▼▼▼

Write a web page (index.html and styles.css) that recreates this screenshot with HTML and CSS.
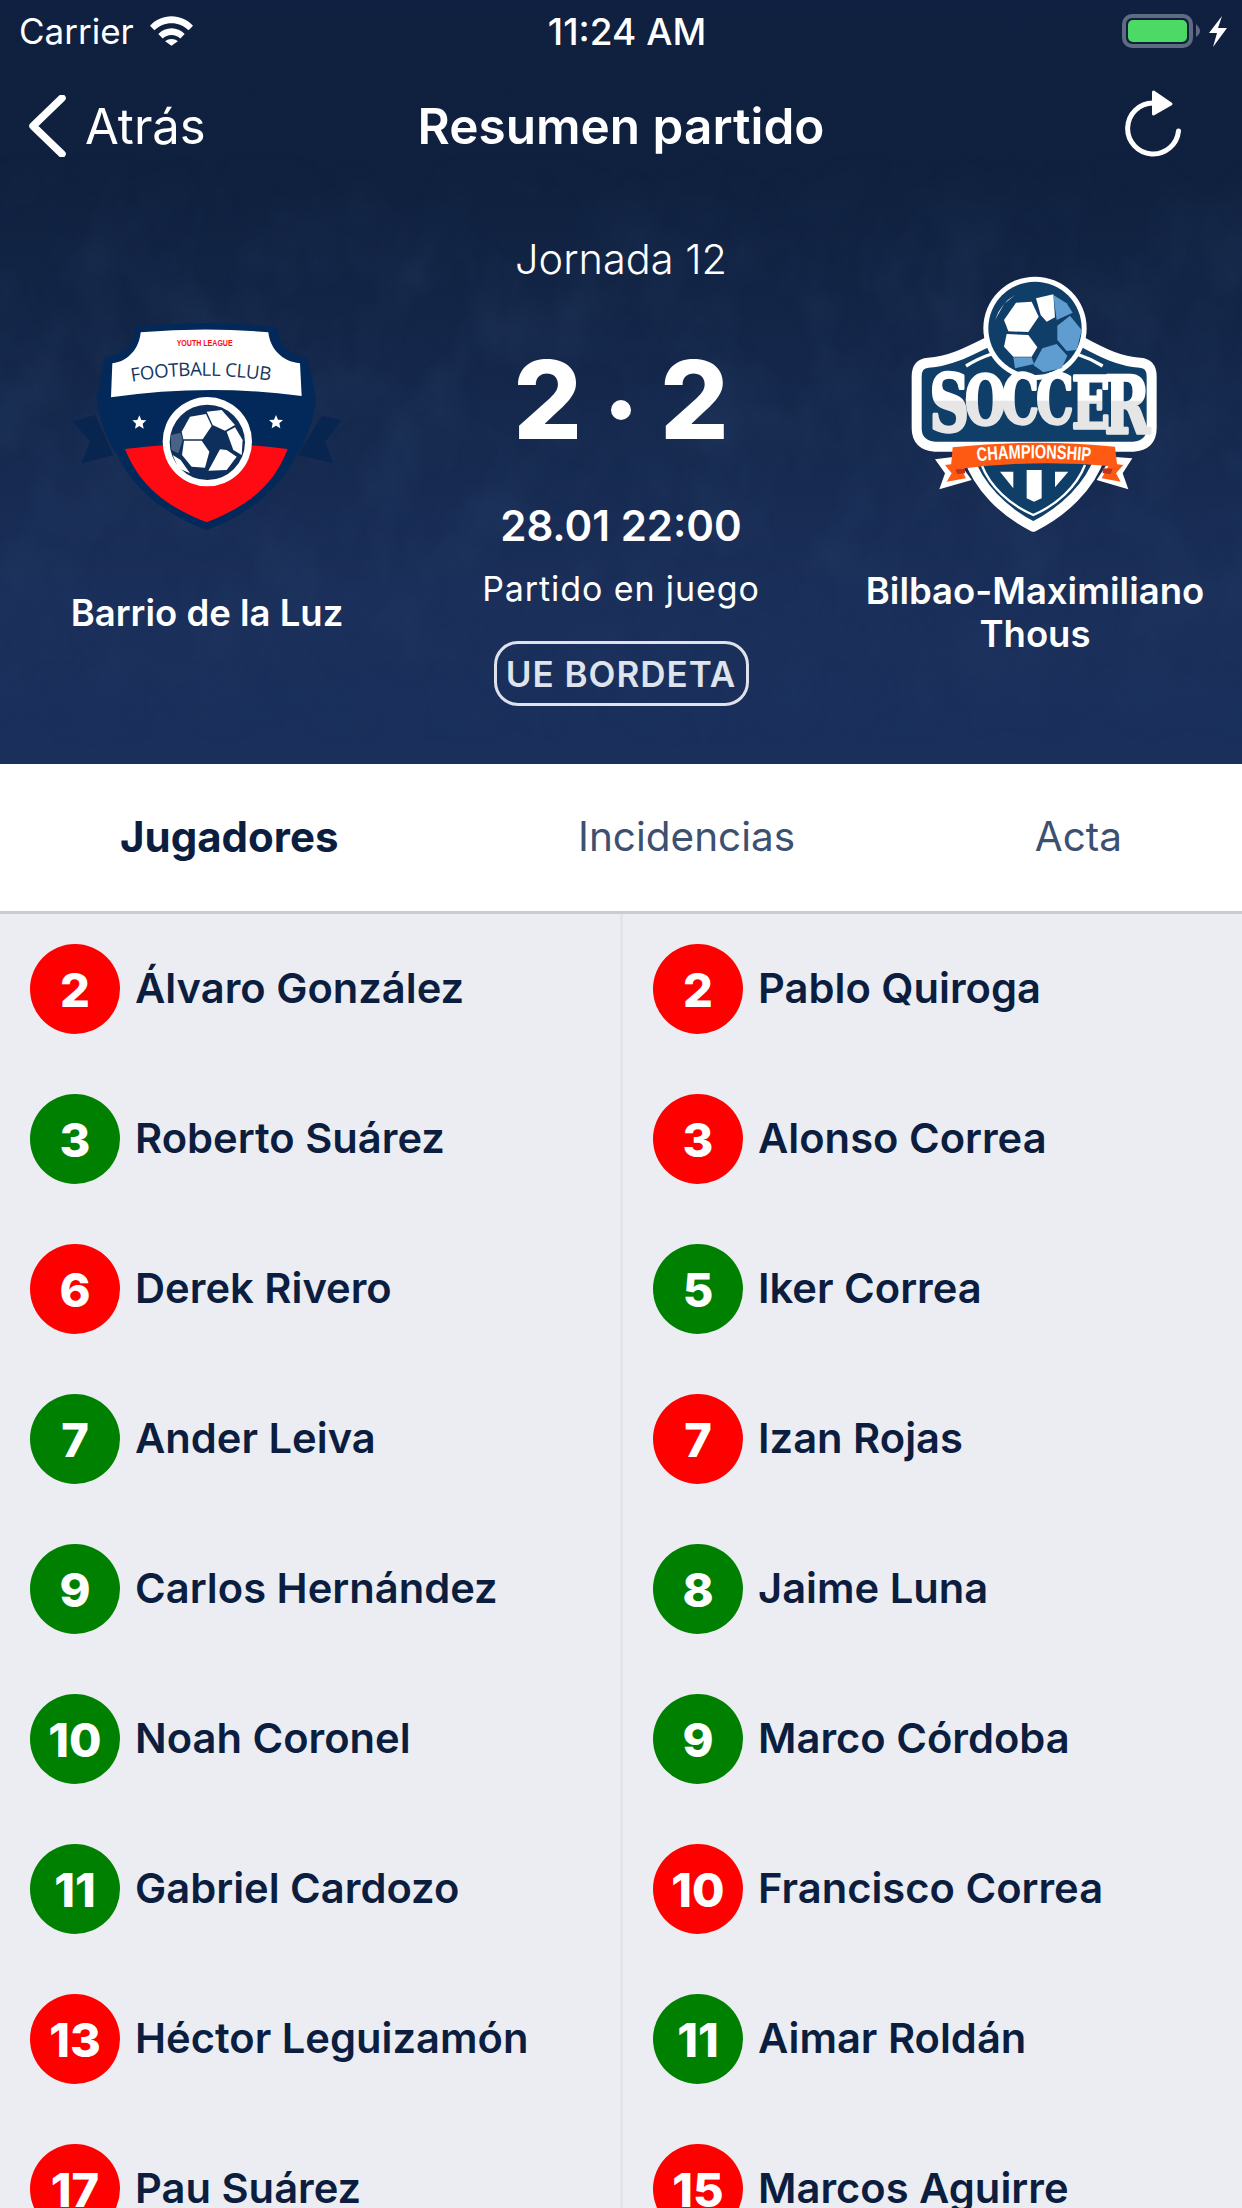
FILE: index.html
```html
<!DOCTYPE html>
<html lang="es">
<head>
<meta charset="utf-8">
<title>Resumen partido</title>
<link rel="stylesheet" href="styles.css">
</head>
<body>
<div class="app">
  <header class="hero">
    <svg class="hero-bg" viewBox="0 0 1242 764" preserveAspectRatio="none" aria-hidden="true">
      <defs>
        <filter id="mottle" x="0" y="0" width="100%" height="100%">
          <feTurbulence type="fractalNoise" baseFrequency=".016 .011" numOctaves="4" seed="11"/>
          <feColorMatrix type="matrix" values="0 0 0 0 .04  0 0 0 0 .09  0 0 0 0 .2  1.600 0 0 0 -.6"/>
        </filter>
        <linearGradient id="fade" x1="0" y1="0" x2="0" y2="1">
          <stop offset=".2" stop-color="#000"/><stop offset=".35" stop-color="#fff"/><stop offset=".75" stop-color="#fff"/><stop offset=".98" stop-color="#000"/>
        </linearGradient>
        <mask id="fade-mask"><rect width="1242" height="764" fill="url(#fade)"/></mask>
      </defs>
      <g mask="url(#fade-mask)"><rect width="1242" height="764" filter="url(#mottle)" opacity=".22"/></g>
    </svg>

    <div class="status-bar">
      <div class="status-left">
        <span>Carrier</span>
        <svg class="wifi" viewBox="0 0 44 30"><path d="M0 9.500C6 3.500 13.500 0 22 0s16 3.500 22 9.500l-4.500 4.800C34.500 9.500 28.500 7 22 7S9.500 9.500 4.500 14.300z"/><path d="M8.500 18C12 14.500 17 12.300 22 12.300S32 14.500 35.500 18L31 22.700C28.500 20.300 25.500 19 22 19s-6.500 1.300-9 3.700z"/><path d="M15.500 25.500C17.300 24 19.500 23.200 22 23.200s4.700.800 6.500 2.300L22 30z"/></svg>
      </div>
      <span class="clock">11:24 AM</span>
      <div class="status-right">
        <svg class="battery" viewBox="0 0 106 34"><rect x="2" y="2" width="67" height="30" rx="8" class="batt-shell"/><rect x="6" y="6" width="59" height="22" rx="5" class="batt-fill"/><path d="M74 10Q78 14 78 17T74 23z" class="batt-nub"/><path class="batt-bolt" d="M100 2 87 19h8l-4 14 14-19h-9z"/></svg>
      </div>
    </div>

    <nav class="nav-bar">
      <div class="nav-back">
        <svg class="chevron" viewBox="0 0 38 62"><path d="M34 3 5 31l29 28"/></svg>
        <span>Atrás</span>
      </div>
      <h1 class="nav-title">Resumen partido</h1>
      <svg class="refresh" viewBox="0 0 56 67"><path class="refresh-arc" d="M53.500 41A25.500 25.500 0 1 1 28 13"/><path class="refresh-head" d="M28.500 2 46 14 28.500 24z"/></svg>
    </nav>

    <section class="match">
      <div class="team team-home">
        <svg class="crest-home" viewBox="-9 0 960 780">
          <g fill="#082550">
            <path d="M70 365 135 345 190 465 95 490 120 425z"/>
            <path d="M875 360 815 347 745 465 850 490 825 425z"/>
          </g>
          <path fill="#02295a" d="M258 82Q470 58 682 82C686 135 715 165 772 172L798 295C790 370 765 430 735 470C680 580 580 650 470 690C360 650 260 580 205 470C175 430 150 370 140 295L165 172C222 165 254 135 258 82Z"/>
          <path fill="#fff" d="M272 97Q470 80 655 97C660 145 695 185 750 190L755 288Q470 250 183 292L187 190C235 185 268 145 272 97Z"/>
          <path fill="#ff0a12" d="M225 447Q470 415 713 447C670 560 590 620 470 667C350 620 270 560 225 447Z"/>
          <text class="crest-youth" x="464" y="139" textLength="168" lengthAdjust="spacingAndGlyphs">YOUTH LEAGUE</text>
          <path id="fc-arc" d="M245 245Q450 210 665 243" fill="none"/>
          <text class="crest-fc"><textPath href="#fc-arc" textLength="418">FOOTBALL CLUB</textPath></text>
          <g fill="#fff">
            <path d="M268 346l6 14 15 1-11 10 3 15-13-8-13 8 3-15-11-10 15-1z"/>
            <path d="M678 345l6 14 15 1-11 10 3 15-13-8-13 8 3-15-11-10 15-1z"/>
          </g>
          <circle cx="472" cy="425" r="134" fill="#fff"/>
          <circle cx="472" cy="427" r="113" fill="#0e2f5c"/>
          <g fill="#fff">
            <path d="M395 395 420 350 468 342 485 378 458 418 400 418z"/>
            <path d="M470 335 515 330 555 375 525 392 488 375z"/>
            <path d="M530 395 555 382 578 420 575 465 550 450z"/>
            <path d="M475 512 510 448 530 450 560 470 530 510z"/>
            <path d="M402 422 455 422 478 455 465 503 425 500 396 465z"/>
            <path d="M368 465 392 480 420 520 385 505z"/>
            <path d="M362 405 392 398 398 420 385 460 364 450z" opacity=".25"/>
          </g>
        </svg>
        <div class="team-name">Barrio de la Luz</div>
      </div>

      <div class="center">
        <div class="round">Jornada 12</div>
        <div class="score"><span>2</span><i class="score-dot"></i><span>2</span></div>
        <div class="datetime">28.01 22:00</div>
        <div class="state">Partido en juego</div>
        <div class="venue">UE BORDETA</div>
      </div>

      <div class="team team-away">
        <svg class="crest-away" viewBox="-15 0 960 870">
          <defs>
            <linearGradient id="soccer-fill" gradientUnits="userSpaceOnUse" x1="0" y1="340" x2="0" y2="520">
              <stop offset=".45" stop-color="#fff"/><stop offset=".46" stop-color="#e6e6e6"/>
            </linearGradient>
            <path id="champ-arc" d="M292 604Q460 586 632 604" fill="none"/>
          </defs>
          <path fill="#0f3f68" stroke="#fff" stroke-width="30" stroke-linejoin="round" d="M265 590C295 680 370 755 460 800 550 755 630 680 660 590z"/>
          <path fill="#0f3f68" stroke="#fff" stroke-width="30" stroke-linejoin="round" d="M145 308C205 305 255 280 325 245H605C670 280 720 305 780 308 805 310 815 325 815 350V505C815 540 795 558 760 560H165C130 558 110 540 110 505V350C110 325 120 310 145 308Z"/>
          <path fill="none" stroke="#fff" stroke-width="7" d="M305 615C330 680 390 735 460 765 530 735 590 680 615 615"/>
          <g fill="#fff">
            <path d="M360 635 400 635 400 685z"/>
            <path d="M440 630H485V715L462 725 440 715z"/>
            <path d="M525 635H565L525 682z"/>
          </g>
          <g fill="none" stroke="#fff" stroke-width="10">
            <path d="M258 318Q295 295 335 282"/>
            <path d="M590 282Q630 295 668 318"/>
          </g>
          <circle cx="465" cy="205" r="155" fill="#fff"/>
          <circle cx="465" cy="205" r="140" fill="#0f3f68"/>
          <g fill="#5f9dd0">
            <path d="M520 105 560 130 578 158 530 180z"/>
            <path d="M532 197 570 167 605 210 590 270 560 273 532 240z"/>
            <path d="M460 315 487 265 530 252 562 287 545 325 490 337z"/>
            <path d="M400 292 455 292 462 312 405 325z"/>
          </g>
          <g fill="#fff">
            <path d="M372 180 408 128 455 125 476 170 445 216 385 214z"/>
            <path d="M468 115 520 103 525 172 500 185 482 165z"/>
            <path d="M380 222 445 225 472 262 455 290 400 290 372 260z"/>
            <path d="M345 180Q362 130 405 105L372 132z"/>
          </g>
          <text class="crest-soccer" transform="scale(.7 1)" fill="url(#soccer-fill)" stroke="url(#soccer-fill)"><tspan x="212" y="513" font-size="235">S</tspan><tspan x="364" y="492" font-size="200">O</tspan><tspan x="522" y="490" font-size="200">C</tspan><tspan x="670" y="490" font-size="200">C</tspan><tspan x="822" y="503" font-size="215">E</tspan><tspan x="962" y="518" font-size="235">R</tspan></text>
          <path fill="#fff" d="M165 598 225 590 275 660 178 688 195 640z"/>
          <path fill="#fff" d="M757 595 695 590 650 660 745 688 728 640z"/>
          <path fill="#ff5a13" d="M195 615 235 610 258 655 200 665 215 640z"/>
          <path fill="#ff5a13" d="M730 615 690 610 665 655 722 665 708 640z"/>
          <path fill="#c0341d" d="M225 626 255 625 255 640 232 642z"/>
          <path fill="#c0341d" d="M668 625 698 626 692 642 668 640z"/>
          <path fill="#ff5a13" d="M218 562Q460 535 705 560L712 620Q460 595 212 630z"/>
          <text class="crest-champ"><textPath href="#champ-arc" textLength="340" lengthAdjust="spacingAndGlyphs">CHAMPIONSHIP</textPath></text>
        </svg>
        <div class="team-name">Bilbao-Maximiliano Thous</div>
      </div>
    </section>
  </header>

  <div class="tabs">
    <span class="tab tab-active">Jugadores</span>
    <span class="tab">Incidencias</span>
    <span class="tab">Acta</span>
  </div>

  <main class="lineups">
    <ul class="lineup">
      <li class="player"><span class="num red">2</span><span class="name">Álvaro González</span></li>
      <li class="player"><span class="num green">3</span><span class="name">Roberto Suárez</span></li>
      <li class="player"><span class="num red">6</span><span class="name">Derek Rivero</span></li>
      <li class="player"><span class="num green">7</span><span class="name">Ander Leiva</span></li>
      <li class="player"><span class="num green">9</span><span class="name">Carlos Hernández</span></li>
      <li class="player"><span class="num green">10</span><span class="name">Noah Coronel</span></li>
      <li class="player"><span class="num green">11</span><span class="name">Gabriel Cardozo</span></li>
      <li class="player"><span class="num red">13</span><span class="name">Héctor Leguizamón</span></li>
      <li class="player"><span class="num red">17</span><span class="name">Pau Suárez</span></li>
    </ul>
    <ul class="lineup lineup-away">
      <li class="player"><span class="num red">2</span><span class="name">Pablo Quiroga</span></li>
      <li class="player"><span class="num red">3</span><span class="name">Alonso Correa</span></li>
      <li class="player"><span class="num green">5</span><span class="name">Iker Correa</span></li>
      <li class="player"><span class="num red">7</span><span class="name">Izan Rojas</span></li>
      <li class="player"><span class="num green">8</span><span class="name">Jaime Luna</span></li>
      <li class="player"><span class="num green">9</span><span class="name">Marco Córdoba</span></li>
      <li class="player"><span class="num red">10</span><span class="name">Francisco Correa</span></li>
      <li class="player"><span class="num green">11</span><span class="name">Aimar Roldán</span></li>
      <li class="player"><span class="num red">15</span><span class="name">Marcos Aguirre</span></li>
    </ul>
  </main>
</div>
</body>
</html>
```
FILE: styles.css
```css
* { box-sizing: border-box; }
html, body { margin: 0; padding: 0; }
body { font-family: Inter, "Noto Sans", sans-serif; background: #ecedf2; }
.app { width: 1242px; height: 2208px; overflow: hidden; display: flex; flex-direction: column; }

.hero { position: relative; height: 764px; flex: none; color: #fff; background: linear-gradient(180deg, #0f2040 0%, #10213f 25%, #1a2f5a 80%, #1a305c 100%); }
.hero-bg { position: absolute; inset: 0; width: 100%; height: 100%; }
.status-bar, .nav-bar, .match { position: relative; }

.status-bar { height: 62px; padding: 0 14px 0 19px; display: grid; grid-template-columns: 1fr auto 1fr; align-items: center; font-size: 35px; }
.status-left { display: flex; align-items: center; gap: 16px; }
.wifi { width: 43px; height: 30px; fill: #fff; }
.clock { font-size: 37px; font-weight: 500; padding-left: 7px; }
.status-right { display: flex; justify-content: flex-end; }
.battery { width: 106px; height: 34px; }
.batt-shell { fill: none; stroke: #5f6b80; stroke-width: 4; }
.batt-fill { fill: #4cd964; }
.batt-nub { fill: #5f6b80; }
.batt-bolt { fill: #fff; }

.nav-bar { height: 128px; margin-bottom: 2px; display: grid; grid-template-columns: 1fr auto 1fr; align-items: center; padding: 0 28px; }
.nav-back { display: flex; align-items: center; gap: 19px; font-size: 49px; }
.chevron { width: 38px; height: 62px; fill: none; stroke: #fff; stroke-width: 7.500; stroke-linecap: round; stroke-linejoin: round; }
.nav-title { margin: 0; font-size: 49.500px; font-weight: 600; }
.refresh { width: 56px; height: 67px; justify-self: end; margin: 0 33px 6px 0; }
.refresh-arc { fill: none; stroke: #fff; stroke-width: 5; stroke-linecap: round; }
.refresh-head { fill: #fff; stroke: #fff; stroke-width: 3; stroke-linejoin: round; }

.match { display: grid; grid-template-columns: repeat(3, 1fr); height: 572px; }
.team { display: flex; flex-direction: column; align-items: center; text-align: center; }
.team-home { padding-top: 108px; }
.team-away { padding-top: 68px; }
.crest-home { width: 320px; height: 260px; flex: none; }
.crest-away { width: 320px; height: 290px; flex: none; }
.team-name { font-size: 36.500px; font-weight: 600; line-height: 43px; }
.team-home .team-name { margin-top: 32px; }
.team-away .team-name { margin-top: 20px; width: 380px; }

.crest-youth { font: 700 27px "Liberation Sans", sans-serif; fill: #ff0a12; text-anchor: middle; }
.crest-fc { font: 400 56px "Open Sans", sans-serif; fill: #17365f; }
.crest-soccer { font-family: "DejaVu Serif", serif; font-weight: 700; stroke-width: 10; stroke-linejoin: round; }
.crest-champ { font: 700 58px "Liberation Sans", sans-serif; fill: #fff; }

.center { display: flex; flex-direction: column; align-items: center; padding-top: 43px; }
.round { font-size: 41.500px; line-height: 48px; font-weight: 300; }
.score { margin-top: 52px; height: 130px; display: flex; align-items: center; gap: 29px; font-size: 108px; font-weight: 800; line-height: 130px; }
.score-dot { width: 20px; height: 20px; border-radius: 50%; background: #fff; margin-top: 20px; }
.datetime { margin-top: 35px; font-size: 42px; font-weight: 600; line-height: 52px; }
.state { margin-top: 15px; font-size: 34px; line-height: 44px; letter-spacing: .9px; }
.venue { margin-top: 30px; width: 255px; height: 65px; border: 3px solid #dfe2ea; border-radius: 24px; display: flex; align-items: center; justify-content: center; font-size: 35px; font-weight: 600; color: #dfe3ec; letter-spacing: 1px; }

.tabs { height: 150px; flex: none; background: #fff; border-bottom: 3px solid #ccc; display: flex; justify-content: space-between; align-items: center; padding: 0 120px 3px; font-size: 40.500px; color: #3d5070; }
.tab-active { font-size: 42px; font-weight: 700; color: #0c1e40; }

.lineups { flex: 1; display: flex; min-height: 0; }
.lineup { margin: 0; padding: 0 0 0 30px; list-style: none; width: 623px; border-right: 3px solid #e3e4ea; }
.lineup-away { padding-left: 30px; flex: 1; border: 0; }
.player { height: 150px; display: flex; align-items: center; gap: 15px; }
.num { width: 90px; height: 90px; flex: none; border-radius: 50%; display: flex; align-items: center; justify-content: center; color: #fff; font-size: 47px; font-weight: 800; }
.red { background: #f00; }
.green { background: #008000; }
.name { font-size: 41.700px; font-weight: 600; color: #0c1e40; position: relative; top: -1px; }
```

▲▲▲

- **TASK DESCRIPTION**
Extract, from the material above, each line holding the word "styles".

- **THE ANSWER**
Write a web page (index.html and styles.css) that recreates this screenshot with HTML and CSS.
<link rel="stylesheet" href="styles.css">
FILE: styles.css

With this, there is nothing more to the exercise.